Pandemik covid-19 yang melanda Indonesia sejak Maret 2020 telah mengubah tatatan sistem yang ada baik ekonomi, sosial dan pendidikan. Dampak yang ditimbulkan juga sangat luar biasa mengkhawatirkan. Segala aktivitas dihentikan untuk menekan penyebaran virus. Salah satu yang mencemaskan adalah agenda wisuda tahunan yang diselenggarakan oleh institusi pendidikan harus ditunda sampai waktu yang belum ditentukan.
Penundaan wisuda tentu berdampak pada mahasiswa yang telah menyelesaikan proses belajar di perguruan tinggi. Disatu sisi mereka dihadapkan pada rencana kerja untuk menopang ekonomi keluarga namun disisi yang lain harus menanti sesuatu yang bahkan belum bisa diprediksi kapan berakhir.
Ada beberapa perguruan tinggi yang sudah selesai melakukan yudisium dan berencana mewisuda mahasiswanya, namun karena adanya pembatasan sosial berskala besar, niat tersebut urung dilakukan. Penundaan di informasikan oleh rektorat melalui surat resmi untuk disesuaikan dengan kondisi dilapangan.
Beberapa mahasiswa pasrah karena tidak ada kemampuan untuk bersuara apalagi ini soal wabah, namun disisi yang lain ada sebagian mahasiswa yang bersuara agar penundaan wisuda tidak boleh terlalu lama sebab ijazah merupakan yang terpenting karena wisuda hanya ceremonial saja.
Ada benarnya juga, mahasiswa yang sejatinya ingin bekerja harus menunda rencana tersebut karena ijazah yang menjadi syarat utama bekerja belum bisa dikeluarkan secepatnya. Jika solusi dengan penggunaan surat keterangan lulus, jarang ada yang melirik, apalagi pekerjaan kelas bonefit.
Maka mahasiswa memutar otak untuk bisa bekerja meski bukan passionnya. Ada beberapa yang kreatif dengan mendalami jual beli online makanan, ada juga yang menjual handsanitizer, masker hingga kebutuhan dasar lainnya.
Ada yang aktif dalam kegiatan sosial, menjadi relawan covid-19 hingga memberanikan diri mudik lebih awal untuk menghindari pembatasan sosial berskala besar yang ditetapkan pemerintah. Β
Memang patut diapresiasi, karena jika menunggu dan berdiam, persoalan akan bertambah lebih banyak dan hidup akan lebih stagnan, namun jika bergerak dan turun tangan, ada kebahagiaan karena telah berbuat untuk kemaslahatan.
Jika seandainya wisuda ditunda tahun depan dan ijazah diberikan segera maka bisa meminimalisir kekhawatiran mahasiswa.
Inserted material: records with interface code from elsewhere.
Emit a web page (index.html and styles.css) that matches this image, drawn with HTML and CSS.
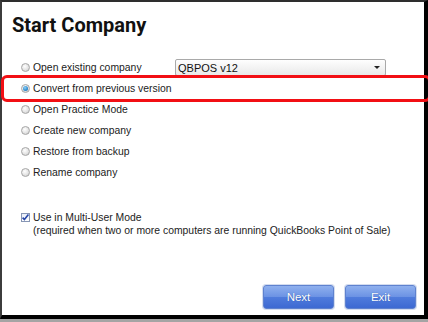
FILE: index.html
```html
<!DOCTYPE html>
<html lang="en">

<head>
    <meta charset="UTF-8">
    <meta name="viewport" content="width=device-width, initial-scale=1.0">
    <title>Start Company</title>
    <link rel="stylesheet" href="styles.css">
</head>

<body>

    <div class="window">
        <h1 class="title">Start Company</h1>

        <!-- Lựa chọn -->
        <div class="options">
            <div class="row">
                <span class="radio"></span>
                <span class="label company-label">Open existing company</span>
                <div class="select">
                    <span>QBPOS v12</span>
                    <span class="arrow"></span>
                </div>
            </div>
            <div class="row">
                <span class="radio checked"></span>
                <span class="label">Convert from previous version</span>
                <div class="highlight"></div>
            </div>
            <div class="row">
                <span class="radio"></span>
                <span class="label">Open Practice Mode</span>
            </div>
            <div class="row">
                <span class="radio"></span>
                <span class="label">Create new company</span>
            </div>
            <div class="row">
                <span class="radio"></span>
                <span class="label">Restore from backup</span>
            </div>
            <div class="row">
                <span class="radio"></span>
                <span class="label">Rename company</span>
            </div>
        </div>

        <div class="multi-user">
            <span class="checkbox">
                <svg width="9" height="9" viewBox="0 0 9 9">
                    <path d="M1.6 4.6 L3.4 6.6 L7.4 1.6" fill="none" stroke="#2747a8" stroke-width="1.6" />
                </svg>
            </span>
            <div class="multi-text">
                <div>Use in Multi-User Mode</div>
                <div>(required when two or more computers are running QuickBooks Point of Sale)</div>
            </div>
        </div>

        <div class="buttons">
            <button type="button">Next</button>
            <button type="button">Exit</button>
        </div>
    </div>

</body>

</html>
```

FILE: styles.css
```css
* {
    box-sizing: border-box;
}

body {
    margin: 0;
    height: 322px;
    background-color: #a4a4a4;
    font-family: "Liberation Sans", Arial, sans-serif;
    font-size: 10.4px;
    color: #222;
}

.window {
    height: 319px;
    background-color: white;
    border-top: 2px solid #2e2e2e;
    border-left: 2px solid #3c3c3c;
    border-right: 4px solid #000;
    border-bottom: 4px solid #000;
    display: flex;
    flex-direction: column;
}

.title {
    margin: 11px 0 0 10px;
    font-family: Roboto, "Liberation Sans", sans-serif;
    font-size: 20px;
    line-height: 24px;
    font-weight: bold;
    color: #111;
}

.options {
    margin-top: 20px;
    padding-left: 19px;
}

.row {
    position: relative;
    display: flex;
    align-items: center;
    height: 21px;
}

.radio {
    width: 9px;
    height: 9px;
    border-radius: 50%;
    border: 1px solid #a6a6a6;
    background: radial-gradient(circle at 40% 35%, #ffffff 0%, #e4e4e4 55%, #c4c4c4 100%);
    margin-right: 3px;
    flex-shrink: 0;
    display: flex;
    justify-content: center;
    align-items: center;
}

.radio.checked::after {
    content: "";
    width: 5px;
    height: 5px;
    border-radius: 50%;
    background: radial-gradient(circle at 40% 35%, #8fd0f5 0%, #2f8cd0 60%, #1b5e9e 100%);
}

.company-label {
    width: 142px;
}

.select {
    width: 211px;
    height: 17px;
    border: 1px solid #a9a9a9;
    border-radius: 2px;
    background: linear-gradient(#fefefe, #e9e9e9);
    display: flex;
    align-items: center;
    justify-content: space-between;
    padding: 0 5px 0 2px;
    font-size: 11px;
    color: #111;
}

.arrow {
    width: 0;
    height: 0;
    border-left: 3px solid transparent;
    border-right: 3px solid transparent;
    border-top: 3px solid #222;
}

.highlight {
    position: absolute;
    left: -20px;
    right: -7px;
    top: -3px;
    height: 27px;
    border: 3px solid #f20f14;
    border-radius: 6px;
}

.multi-user {
    margin-top: 28px;
    padding-left: 19px;
    display: flex;
    align-items: flex-start;
    line-height: 13px;
}

.checkbox {
    width: 9px;
    height: 9px;
    margin-top: 2px;
    margin-right: 3px;
    border: 1px solid #8796b4;
    background: linear-gradient(#e9eef8, #ffffff);
    display: flex;
    flex-shrink: 0;
}

.checkbox svg {
    margin: -1px;
}

.buttons {
    margin-top: auto;
    padding: 0 8px 6px 0;
    display: flex;
    justify-content: flex-end;
    gap: 11px;
}

button {
    width: 71px;
    height: 24px;
    border: 1px solid #5f82cf;
    border-radius: 3px;
    box-shadow: 0 0 0 1px #d3dcef;
    background: linear-gradient(#8fb0ee, #6b92e4 50%, #4f7bdc 52%, #3d69d2);
    color: white;
    font-family: "Liberation Sans", Arial, sans-serif;
    font-size: 11.5px;
    text-shadow: 0 0 1px #2a4fa0;
}
```
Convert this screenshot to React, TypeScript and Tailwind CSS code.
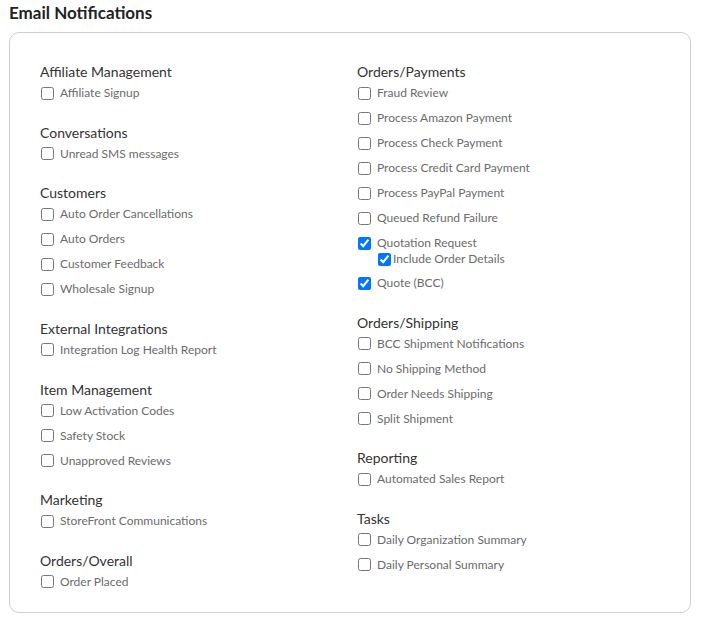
import type { ReactNode } from 'react'

type Item = { label: string; checked?: boolean; sub?: { label: string; checked?: boolean } }
type Section = { title: string; items: Item[] }

const LEFT: Section[] = [
  { title: 'Affiliate Management', items: [{ label: 'Affiliate Signup' }] },
  { title: 'Conversations', items: [{ label: 'Unread SMS messages' }] },
  {
    title: 'Customers',
    items: [
      { label: 'Auto Order Cancellations' },
      { label: 'Auto Orders' },
      { label: 'Customer Feedback' },
      { label: 'Wholesale Signup' },
    ],
  },
  { title: 'External Integrations', items: [{ label: 'Integration Log Health Report' }] },
  {
    title: 'Item Management',
    items: [{ label: 'Low Activation Codes' }, { label: 'Safety Stock' }, { label: 'Unapproved Reviews' }],
  },
  { title: 'Marketing', items: [{ label: 'StoreFront Communications' }] },
  { title: 'Orders/Overall', items: [{ label: 'Order Placed' }] },
]

const RIGHT: Section[] = [
  {
    title: 'Orders/Payments',
    items: [
      { label: 'Fraud Review' },
      { label: 'Process Amazon Payment' },
      { label: 'Process Check Payment' },
      { label: 'Process Credit Card Payment' },
      { label: 'Process PayPal Payment' },
      { label: 'Queued Refund Failure' },
      { label: 'Quotation Request', checked: true, sub: { label: 'Include Order Details', checked: true } },
      { label: 'Quote (BCC)', checked: true },
    ],
  },
  {
    title: 'Orders/Shipping',
    items: [
      { label: 'BCC Shipment Notifications' },
      { label: 'No Shipping Method' },
      { label: 'Order Needs Shipping' },
      { label: 'Split Shipment' },
    ],
  },
  { title: 'Reporting', items: [{ label: 'Automated Sales Report' }] },
  { title: 'Tasks', items: [{ label: 'Daily Organization Summary' }, { label: 'Daily Personal Summary' }] },
]

function Box({ checked }: { checked?: boolean }) {
  return (
    <input
      type="checkbox"
      defaultChecked={checked}
      className="m-0 w-[13px] h-[13px] shrink-0 accent-[#0075ff]"
    />
  )
}

function Row({ children, className = '' }: { children: ReactNode; className?: string }) {
  return <label className={`flex items-center text-[12px] text-[#6b6b6b] ${className}`}>{children}</label>
}

function Group({ section }: { section: Section }) {
  return (
    <div className="mb-[20.65px]">
      <h3 className="text-[14px] leading-[20px] text-[#333]">{section.title}</h3>
      {section.items.map((item, i) => (
        <div key={item.label} className={i > 0 ? 'mt-[5px]' : ''}>
          <Row className="h-[20px] pt-[2px] gap-[6px] pl-px">
            <Box checked={item.checked} />
            <span>{item.label}</span>
          </Row>
          {item.sub && (
            <Row className="h-[16px] -mt-[1px] mb-[4px] pl-[21px] gap-[2px]">
              <Box checked={item.sub.checked} />
              <span>{item.sub.label}</span>
            </Row>
          )}
        </div>
      ))}
    </div>
  )
}

export default function App() {
  return (
    <div className="bg-white min-h-screen pl-[9px] pt-px" style={{ fontFamily: 'Lato, "Noto Sans", sans-serif' }}>
      <h2 className="text-[17px] leading-[24px] font-bold text-[#222]">Email Notifications</h2>
      <div className="mt-[7px] w-[682px] border border-[#cfcfcf] rounded-[10px] pl-[30px] pr-[30px] pt-[29px] pb-px">
        <div className="grid grid-cols-[317px_1fr]">
          <div>
            {LEFT.map(s => <Group key={s.title} section={s} />)}
          </div>
          <div>
            {RIGHT.map(s => <Group key={s.title} section={s} />)}
          </div>
        </div>
      </div>
    </div>
  )
}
Akan tetapi jika wisuda diselenggarakan secara online sebagaimana belajar mengajar dan ujian skripsi, tentu akan mengubah tatanan yang ada. Pastinya, aturan tidak menghendaki.
Maka kepada Mendikbbud Nadiem Makarim, penulis ingin meminta saran prihal wisuda tertunda dan ijazah tiada di tahun ini. Ada dua kali wisuda dalam setahun yang harus dilalui mahasiswa, jika seandainya mereka wisuda berbarengan ditahun depan, maka ada 4 kali wisuda dalam satu tahun. Ini sejarah baru pendidikan Indonesia.